Thanks to a renewal in grant funding for another year, Henderson and his team are already planning their next steps. Two of their upcoming goals are to measure soluble salts in the soil to track nutrient movement, and to evaluate standard irrigation during the crop’s final swell, versus completely automatic irrigation, on resulting fruit yield and quality. “The tree will indicate to us when we need to add water, and the soil will tell us when we need to cut the water off,” says Henderson.

Long-Term Benefits

Henderson says this research has the potential to offer several benefits to growers in his area, including:

• Reduced reliance on labor, as irrigation will become more automated.

• Improved fruit quality. Henderson says the problem with over-irrigating is that you might push necessary plant nutrients past the zone where the tree would pick them up.

• Meeting the needs of expanded crop acreage with a limited water supply.

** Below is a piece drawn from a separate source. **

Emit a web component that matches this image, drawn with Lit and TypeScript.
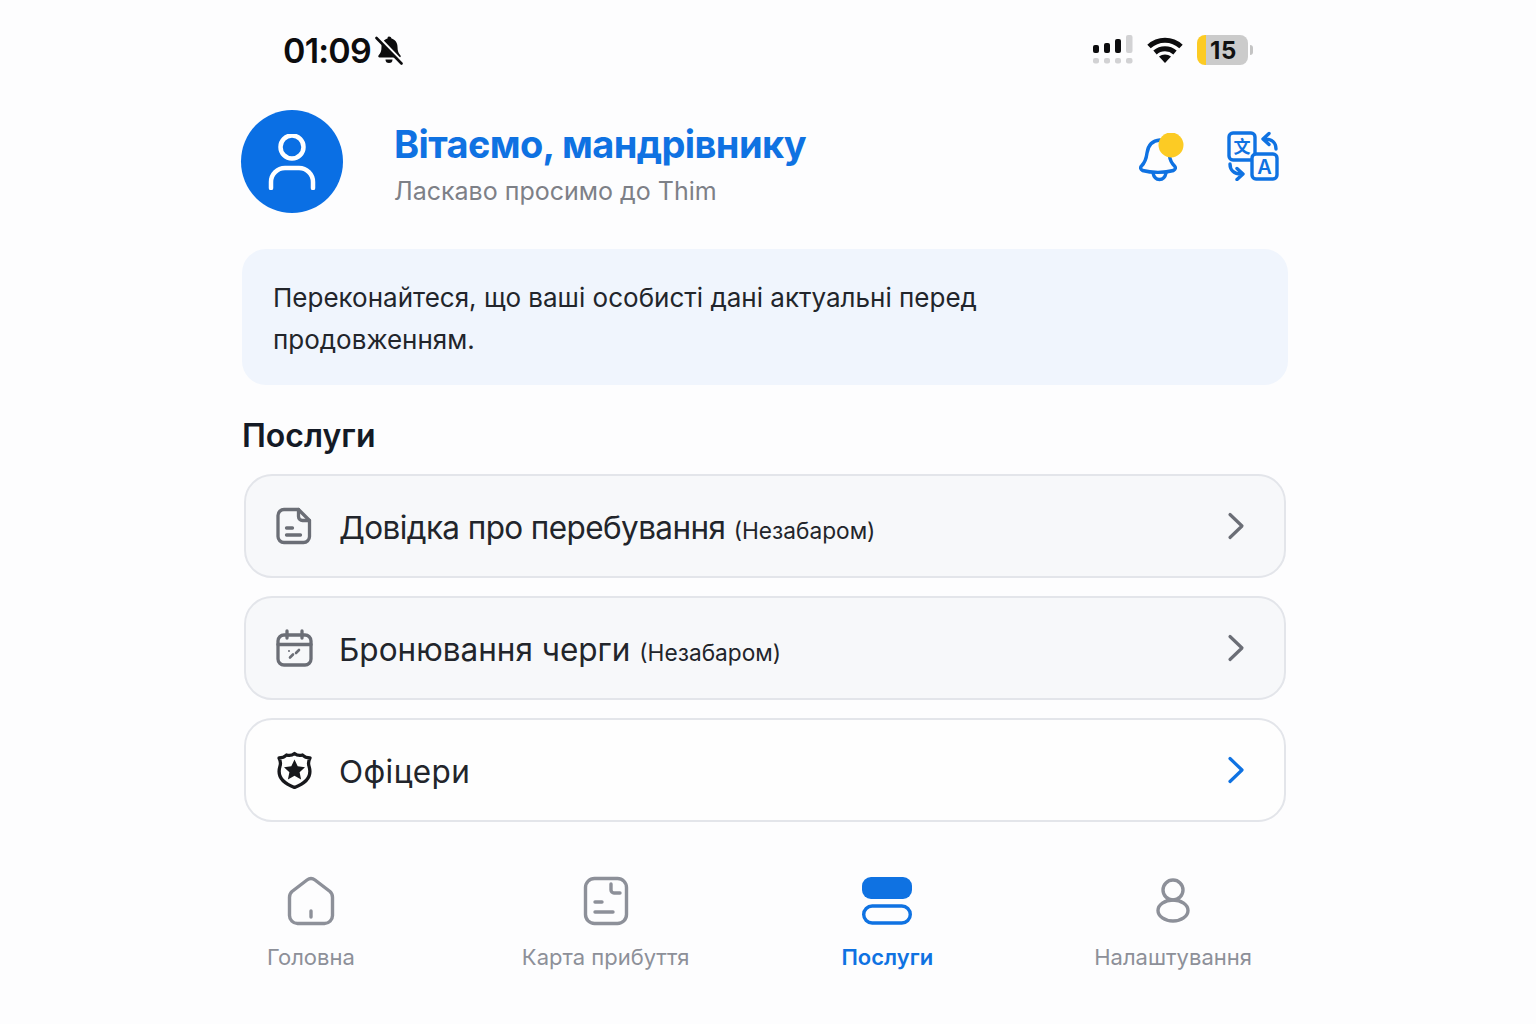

Earthtec Solutions’ David Lankford gave a talk on this topic at the Southeast Regional Fruit and Vegetable Conference in January, and Henderson says growers were highly intrigued. “One of our growers said it was the most eye-opening piece of data he’d ever seen,” says Henderson. “He is initiating the installation of these sensors in a good portion of his peach production.”

Unexpected Benefit

This past winter was unusually warm in the South, which put peach trees at risk of not getting enough required chill hours. As it turns out, however, the Earthtec soil moisture sensors were able to record chill hours and chill units. “We were able to look at bud break and management of our high-chill varieties, which we had not been able to do in the past,” says Greg Henderson. “This gives us a comparison we can look at for how to manage crops that do not meet their minimum chill hours, and what effects we might see from this. This was not associated with our grant, but we’ve been able to piggyback it, and it’s been really well received by growers.”